Find how many lines of the listing below include the word "components", then report the number by itself.

◆ Data segment:
────────────────────────────────────────
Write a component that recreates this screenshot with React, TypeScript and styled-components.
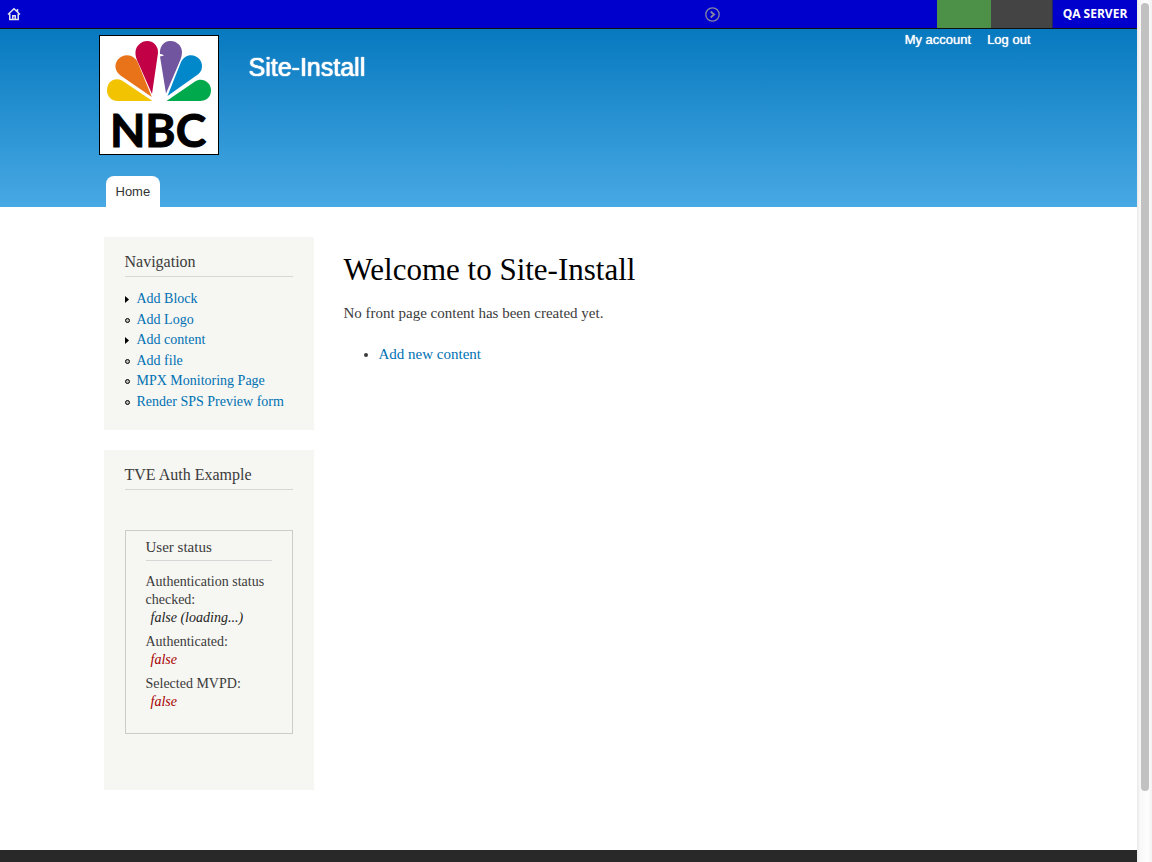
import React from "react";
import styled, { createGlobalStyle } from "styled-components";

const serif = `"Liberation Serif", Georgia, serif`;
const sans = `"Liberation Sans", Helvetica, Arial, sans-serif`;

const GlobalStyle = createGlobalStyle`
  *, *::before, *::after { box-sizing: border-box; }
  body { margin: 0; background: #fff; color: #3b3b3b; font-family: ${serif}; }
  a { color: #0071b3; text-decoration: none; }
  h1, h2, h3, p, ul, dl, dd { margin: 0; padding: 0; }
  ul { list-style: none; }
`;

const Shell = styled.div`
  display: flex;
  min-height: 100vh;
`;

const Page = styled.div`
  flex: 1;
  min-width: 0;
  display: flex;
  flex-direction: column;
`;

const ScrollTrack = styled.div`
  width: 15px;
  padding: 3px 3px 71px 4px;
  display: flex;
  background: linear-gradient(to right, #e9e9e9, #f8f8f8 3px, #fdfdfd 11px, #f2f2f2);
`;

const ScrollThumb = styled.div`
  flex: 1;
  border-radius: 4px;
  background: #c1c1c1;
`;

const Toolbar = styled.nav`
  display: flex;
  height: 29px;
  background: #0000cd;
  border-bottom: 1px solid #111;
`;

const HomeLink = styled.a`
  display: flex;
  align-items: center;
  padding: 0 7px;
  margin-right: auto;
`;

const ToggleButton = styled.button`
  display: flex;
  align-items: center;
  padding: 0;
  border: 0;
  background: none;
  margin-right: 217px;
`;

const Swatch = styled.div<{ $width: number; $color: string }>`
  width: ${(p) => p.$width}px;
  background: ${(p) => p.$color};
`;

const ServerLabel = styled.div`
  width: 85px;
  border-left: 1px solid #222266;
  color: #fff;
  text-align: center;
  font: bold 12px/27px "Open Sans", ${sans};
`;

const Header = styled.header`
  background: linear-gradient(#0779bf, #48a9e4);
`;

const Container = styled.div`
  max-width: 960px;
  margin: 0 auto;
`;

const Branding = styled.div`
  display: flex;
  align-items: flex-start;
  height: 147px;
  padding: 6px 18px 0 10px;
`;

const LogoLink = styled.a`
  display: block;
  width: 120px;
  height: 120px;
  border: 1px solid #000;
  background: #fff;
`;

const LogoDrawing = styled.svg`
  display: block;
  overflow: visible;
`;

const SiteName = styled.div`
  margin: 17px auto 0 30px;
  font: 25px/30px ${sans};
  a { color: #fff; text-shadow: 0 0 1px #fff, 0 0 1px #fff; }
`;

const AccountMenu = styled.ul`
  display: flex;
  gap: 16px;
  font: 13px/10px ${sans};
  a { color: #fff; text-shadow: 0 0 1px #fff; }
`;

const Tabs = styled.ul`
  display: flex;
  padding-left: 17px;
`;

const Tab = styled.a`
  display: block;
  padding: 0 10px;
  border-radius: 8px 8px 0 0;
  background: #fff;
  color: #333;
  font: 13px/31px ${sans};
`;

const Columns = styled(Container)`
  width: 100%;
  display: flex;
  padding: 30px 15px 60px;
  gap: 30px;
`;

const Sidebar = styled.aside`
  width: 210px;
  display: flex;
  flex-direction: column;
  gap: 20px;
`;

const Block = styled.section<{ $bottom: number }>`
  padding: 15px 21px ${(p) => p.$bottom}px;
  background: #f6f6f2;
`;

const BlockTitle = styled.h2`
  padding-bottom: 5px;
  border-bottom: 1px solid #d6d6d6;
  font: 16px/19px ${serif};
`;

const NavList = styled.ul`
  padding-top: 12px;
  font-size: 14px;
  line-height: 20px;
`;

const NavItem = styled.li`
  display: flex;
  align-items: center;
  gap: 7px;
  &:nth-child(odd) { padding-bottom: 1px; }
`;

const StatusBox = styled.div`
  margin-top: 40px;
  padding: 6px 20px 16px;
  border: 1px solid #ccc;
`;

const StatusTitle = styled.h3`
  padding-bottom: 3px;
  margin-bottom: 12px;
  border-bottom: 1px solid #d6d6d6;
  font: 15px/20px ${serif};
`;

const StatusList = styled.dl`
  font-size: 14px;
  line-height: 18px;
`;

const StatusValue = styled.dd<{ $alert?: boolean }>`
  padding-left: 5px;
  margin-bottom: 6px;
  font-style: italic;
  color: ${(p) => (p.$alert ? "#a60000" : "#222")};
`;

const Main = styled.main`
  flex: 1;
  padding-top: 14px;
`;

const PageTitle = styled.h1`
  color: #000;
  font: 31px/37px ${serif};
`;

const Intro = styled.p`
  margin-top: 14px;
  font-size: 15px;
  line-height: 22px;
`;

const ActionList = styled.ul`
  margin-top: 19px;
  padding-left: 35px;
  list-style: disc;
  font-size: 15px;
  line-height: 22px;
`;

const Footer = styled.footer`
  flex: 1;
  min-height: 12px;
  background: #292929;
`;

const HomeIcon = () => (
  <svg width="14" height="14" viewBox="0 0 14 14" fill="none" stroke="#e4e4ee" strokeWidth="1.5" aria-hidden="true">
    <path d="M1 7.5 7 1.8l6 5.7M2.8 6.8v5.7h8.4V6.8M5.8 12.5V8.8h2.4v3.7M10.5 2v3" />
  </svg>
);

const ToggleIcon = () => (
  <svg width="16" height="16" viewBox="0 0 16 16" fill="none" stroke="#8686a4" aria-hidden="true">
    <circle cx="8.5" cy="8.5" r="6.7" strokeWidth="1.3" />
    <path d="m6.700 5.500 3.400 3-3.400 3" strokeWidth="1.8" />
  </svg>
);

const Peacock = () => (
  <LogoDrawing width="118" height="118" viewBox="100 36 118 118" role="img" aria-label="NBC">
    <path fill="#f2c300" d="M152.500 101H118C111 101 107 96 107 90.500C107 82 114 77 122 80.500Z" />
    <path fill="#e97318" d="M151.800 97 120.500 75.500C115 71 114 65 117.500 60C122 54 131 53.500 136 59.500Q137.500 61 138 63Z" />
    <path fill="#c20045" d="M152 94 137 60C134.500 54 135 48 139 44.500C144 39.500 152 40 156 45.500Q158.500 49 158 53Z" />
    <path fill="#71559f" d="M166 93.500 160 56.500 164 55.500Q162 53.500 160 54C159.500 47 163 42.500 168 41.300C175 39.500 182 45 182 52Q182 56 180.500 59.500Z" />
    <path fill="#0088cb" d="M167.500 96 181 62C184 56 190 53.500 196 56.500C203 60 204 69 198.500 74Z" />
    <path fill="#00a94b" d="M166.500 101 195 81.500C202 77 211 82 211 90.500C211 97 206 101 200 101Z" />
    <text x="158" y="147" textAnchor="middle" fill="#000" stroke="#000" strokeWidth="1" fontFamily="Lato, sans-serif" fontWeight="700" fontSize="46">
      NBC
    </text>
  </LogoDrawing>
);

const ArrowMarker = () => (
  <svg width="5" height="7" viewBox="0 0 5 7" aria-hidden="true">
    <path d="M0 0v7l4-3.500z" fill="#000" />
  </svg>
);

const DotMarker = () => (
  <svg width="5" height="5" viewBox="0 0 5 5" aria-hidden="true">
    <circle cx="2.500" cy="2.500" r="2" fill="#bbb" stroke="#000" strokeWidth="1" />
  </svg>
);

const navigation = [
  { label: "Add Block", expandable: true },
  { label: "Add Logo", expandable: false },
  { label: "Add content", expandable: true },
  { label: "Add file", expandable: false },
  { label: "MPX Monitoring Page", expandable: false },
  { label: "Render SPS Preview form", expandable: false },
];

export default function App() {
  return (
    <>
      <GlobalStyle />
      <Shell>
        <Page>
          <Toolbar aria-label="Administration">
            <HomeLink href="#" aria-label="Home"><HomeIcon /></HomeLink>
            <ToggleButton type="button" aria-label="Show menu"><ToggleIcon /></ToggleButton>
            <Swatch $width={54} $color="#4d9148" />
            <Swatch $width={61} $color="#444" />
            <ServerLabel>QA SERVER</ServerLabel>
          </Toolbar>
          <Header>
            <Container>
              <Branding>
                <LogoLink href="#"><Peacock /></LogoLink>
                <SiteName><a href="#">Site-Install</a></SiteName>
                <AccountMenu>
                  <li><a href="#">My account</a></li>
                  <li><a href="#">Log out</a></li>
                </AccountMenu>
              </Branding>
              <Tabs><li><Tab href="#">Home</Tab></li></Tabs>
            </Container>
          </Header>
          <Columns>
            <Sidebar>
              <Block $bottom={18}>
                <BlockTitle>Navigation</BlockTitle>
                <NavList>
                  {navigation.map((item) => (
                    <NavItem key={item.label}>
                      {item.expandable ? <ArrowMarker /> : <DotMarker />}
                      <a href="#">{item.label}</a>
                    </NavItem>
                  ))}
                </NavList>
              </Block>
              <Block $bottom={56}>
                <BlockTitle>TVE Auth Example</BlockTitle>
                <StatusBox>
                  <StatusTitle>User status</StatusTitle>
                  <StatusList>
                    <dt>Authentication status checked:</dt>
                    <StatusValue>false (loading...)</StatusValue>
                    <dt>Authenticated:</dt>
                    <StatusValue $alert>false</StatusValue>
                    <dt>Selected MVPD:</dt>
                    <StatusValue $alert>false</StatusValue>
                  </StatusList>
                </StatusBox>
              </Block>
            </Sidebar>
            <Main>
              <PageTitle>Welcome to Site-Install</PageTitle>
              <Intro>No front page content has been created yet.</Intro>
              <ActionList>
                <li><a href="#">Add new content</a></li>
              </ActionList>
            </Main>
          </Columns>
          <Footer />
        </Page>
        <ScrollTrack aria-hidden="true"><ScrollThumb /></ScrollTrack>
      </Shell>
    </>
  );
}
────────────────────────────────────────
◆ Correct output:
2